Wenn ich als Buddhist das selbst einmal erkannt habe, werde ich meinen "grössten Feind" und den "nächsten Massenmörder" völlig anders sehen können und dann fällt es mir als Buddhist auf einmal einfach zwischen dem Menschen und seinen Taten zu trennen, denn ich kenne nun die Hintergründe ...
Dieses Dein Schubladendenken und Dein Beurteilen von Menschen nach ihren Taten, wird alles zusammen brechen.
Wie steht es nun mit Recht und Gesetz, wie mit Strafen und Verurteilung, wie mit der eigenen Verantwortung für eigene Taten, wie mit der Todesstrafe oder unserem Rechtssystem im Westen?

Woher bekommt ein (zukünftiger) Mörder die Idee / den Gedanken jemanden töten zu müssen? Diese kommt eben nicht von ihm, was jeder der Zazen betreibt, wissen sollte.
Ja, dann ist ja der Mörder selbst "unschuldig" (wird mit dem Mord kein negatives Karma aufbauen!) wenn er es dann tut? Genau das sollten die Fragen für uns Buddhisten sein! Im Zazen lernen wir uns eben nicht mit den Gedanken zu identifizieren und warum sollen Buddhisten achtsamleben? Um eben auch im Alltag rechtzeitig zu erkennen, dass Gedanken eben nicht "unsere" Gedanken sind und, dass wir nicht zur Vermehrung von Leid affektiv und unreflektiert unsere Gedanken in Taten umsetzen.
Ja, es gibt Menschen, die das nicht können und nie gelernt haben ...
ja diese Menschen ernten damit auch kein negatives Karma für vermeintlich schlechte Taten!

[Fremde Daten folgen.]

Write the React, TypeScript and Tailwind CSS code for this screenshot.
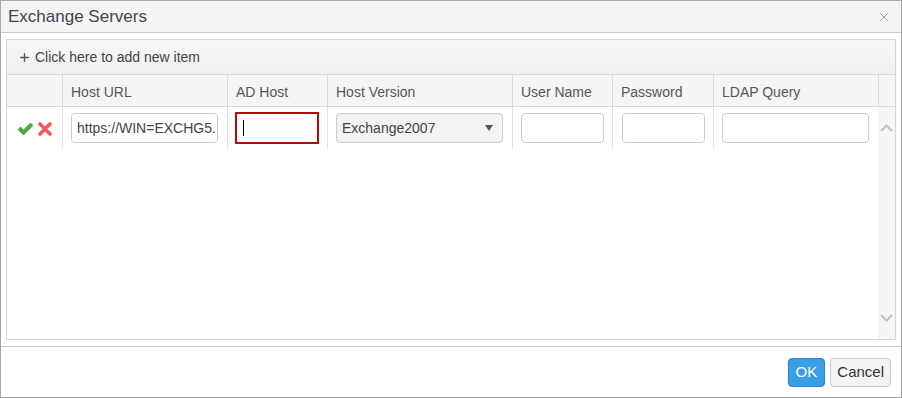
import { Plus, X } from "lucide-react";

function Check() {
  return (
    <svg width="17" height="14" viewBox="0 0 17 14">
      <path d="M1 7.5 L3.5 5 L6.5 8 L13.5 1 L16 3.5 L6.5 13 Z" fill="#4ca93b" stroke="#3a8f2c" strokeWidth="0.6" strokeLinejoin="round" />
    </svg>
  );
}

function Cross() {
  return (
    <svg width="14" height="14" viewBox="0 0 14 14">
      <path d="M2 2 L12 12 M12 2 L2 12" stroke="#f0595b" strokeWidth="3.6" strokeLinecap="round" />
    </svg>
  );
}

function Chevron({ up }: { up?: boolean }) {
  return (
    <svg width="13" height="8" viewBox="0 0 13 8">
      <path d={up ? "M1 7 L6.5 1.5 L12 7" : "M1 1 L6.5 6.5 L12 1"} fill="none" stroke="#c2c2c2" strokeWidth="2" />
    </svg>
  );
}

export default function App() {
  const headers = ["", "Host URL", "AD Host", "Host Version", "User Name", "Password", "LDAP Query", ""];

  return (
    <div className="flex h-[398px] w-[902px] flex-col border border-[#a6a6a6] bg-white font-['Liberation_Sans',Arial,sans-serif] text-[14px] text-[#333]">
      <div className="flex h-[32px] shrink-0 items-center justify-between border-b border-[#c8c8c8] bg-[#f5f5f5] pl-[7px] pr-[10px]">
        <span className="text-[17px] text-[#3c4550]">Exchange Servers</span>
        <X size={14} strokeWidth={1.4} className="text-[#888]" />
      </div>

      <div className="flex-1 px-[5px] pt-[6px] pb-[6px]">
        <div className="flex h-full flex-col border border-[#d5d5d5]">
          <div className="flex h-[35px] items-center gap-[4px] border-b border-[#d9d9d9] bg-gradient-to-b from-[#f8f8f8] to-[#efefef] pl-[11px] text-[#444]">
            <Plus size={13} strokeWidth={2.6} className="text-[#555]" />
            <span>Click here to add new item</span>
          </div>

          <div className="grid h-[32px] grid-cols-[55px_165px_100px_185px_100px_101px_165px_1fr] border-b border-[#d9d9d9] bg-[#f5f5f5] text-[#555]">
            {headers.map((h, i) => (
              <div key={i} className={`flex items-center pl-[8px] pt-[3px] ${i > 0 ? "border-l border-[#d9d9d9]" : ""}`}>
                {h}
              </div>
            ))}
          </div>

          <div className="flex flex-1">
            <div className="grid flex-1 grid-cols-[55px_165px_100px_185px_100px_101px_165px] content-start">
              <div className="flex h-[42px] items-center gap-[4px] pl-[10px] pt-[2px]">
                <Check />
                <Cross />
              </div>
              <div className="flex items-center border-l border-[#e3e3e3] px-[8px]">
                <div className="flex h-[30px] w-[147px] items-center overflow-hidden rounded-[4px] border border-[#ccc] pl-[5px] whitespace-nowrap text-[#444]">
                  https://WIN=EXCHG5.
                </div>
              </div>
              <div className="flex items-center border-l border-[#e3e3e3] pl-[7px]">
                <div className="flex h-[32px] w-[84px] items-center border-2 border-[#b50d0d] pl-[6px]">
                  <span className="h-[16px] w-px bg-black" />
                </div>
              </div>
              <div className="flex items-center border-l border-[#e3e3e3] pl-[8px]">
                <div className="flex h-[30px] w-[167px] items-center justify-between rounded-[4px] border border-[#ccc] bg-[#f3f3f3] pl-[5px] pr-[9px] text-[#444]">
                  <span>Exchange2007</span>
                  <svg width="8" height="6" viewBox="0 0 8 6"><path d="M0 0 H8 L4 6 Z" fill="#555" /></svg>
                </div>
              </div>
              <div className="flex items-center border-l border-[#e3e3e3] pl-[8px]">
                <div className="h-[30px] w-[83px] rounded-[4px] border border-[#ccc]" />
              </div>
              <div className="flex items-center border-l border-[#e3e3e3] pl-[9px]">
                <div className="h-[30px] w-[83px] rounded-[4px] border border-[#ccc]" />
              </div>
              <div className="flex items-center border-l border-[#e3e3e3] pl-[8px]">
                <div className="h-[30px] w-[147px] rounded-[4px] border border-[#ccc]" />
              </div>
            </div>
            <div className="flex w-[17px] flex-col items-center justify-between bg-[#f5f5f5] pt-[17px] pb-[17px]">
              <Chevron up />
              <Chevron />
            </div>
          </div>
        </div>
      </div>

      <div className="flex h-[51px] shrink-0 items-center justify-end gap-[5px] border-t border-[#c8c8c8] pr-[10px]">
        <button className="h-[29px] rounded-[4px] border border-[#2a84c8] bg-[#3a9fe4] px-[7px] text-[15px] text-white">OK</button>
        <button className="h-[29px] rounded-[4px] border border-[#ccc] bg-[#f3f3f3] px-[6px] text-[15px] text-[#333]">Cancel</button>
      </div>
    </div>
  );
}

Zazen führt Dich nie zu so irgendetwas wie "Erleuchtung", aber wenn Du Zazen richtig betreibst, wirst Du ein unheimlich grosses Wissen über die Gedanken in Dir erwerben. Das ist genau der Ausgangspunkt Dich selbst, Deinen Alltag und "die Welt" zu ändern.

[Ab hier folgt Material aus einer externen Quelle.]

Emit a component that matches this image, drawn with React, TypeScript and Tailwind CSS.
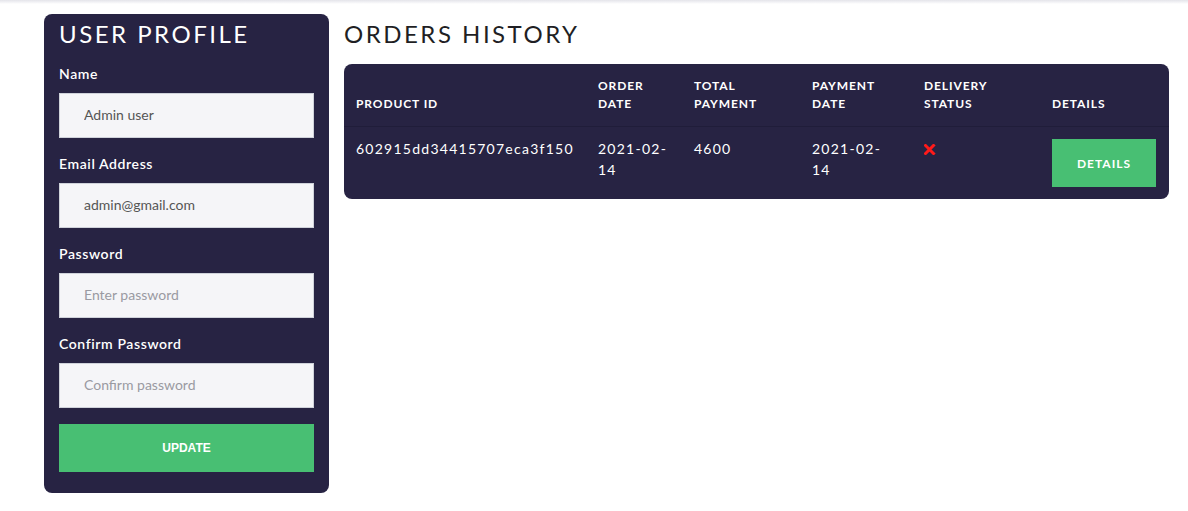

Dann gibt es bekannte Zennis, die angeblich schon 10 oder 20 Jahre Zazen betreiben und sich auf einmal tatkräftig beschweren (z.B. Bücher schreiben oder Vorträge halten) nichts erkannt zu haben und sogar unterstellen, es gäbe nichts zu erkennen.
Ich weiss nicht, was die jahrzehnte gemacht haben, aber bestimmt kein Zazen und noch nicht einmal Einsichtsmeditation nach Buddha. So jemand müsste doch jetzt grosse Bücher füllen könne, über ihre Gedanken und die Gedanken von Menschen - wo sind diese Bücher?

Ja in einem Forum wurde zuletzt mal wieder die Frage gestellt, was ist wichtig am / beim Buddhismus. Die Antworten waren natürlich wieder: Erleuchtung, Meditation, Wiedergeburt, Nirvana - von den Antwortern hat keiner jemals im Buddhismus irgendetwas erkannt. Es werden nur Themen aus Büchern und worüber man gelesen hat, wieder gegeben. Die eigene Erkenntnis fehlt diesen völlig.
Buddhismus hat etwas mit "Gedankenhygiene" zu tun - wo keine schlechten Gedanken sind, gibt es auch keine schlechten Taten. Und wo schlechte Gedanken noch sind, braucht man als Buddhist diesen keinen Nährboden zu geben. Ja genau so wirst Du im Zazen dann Deine Gedankenflut reduzieren und auch dort Deinen Fortschritt erkennen.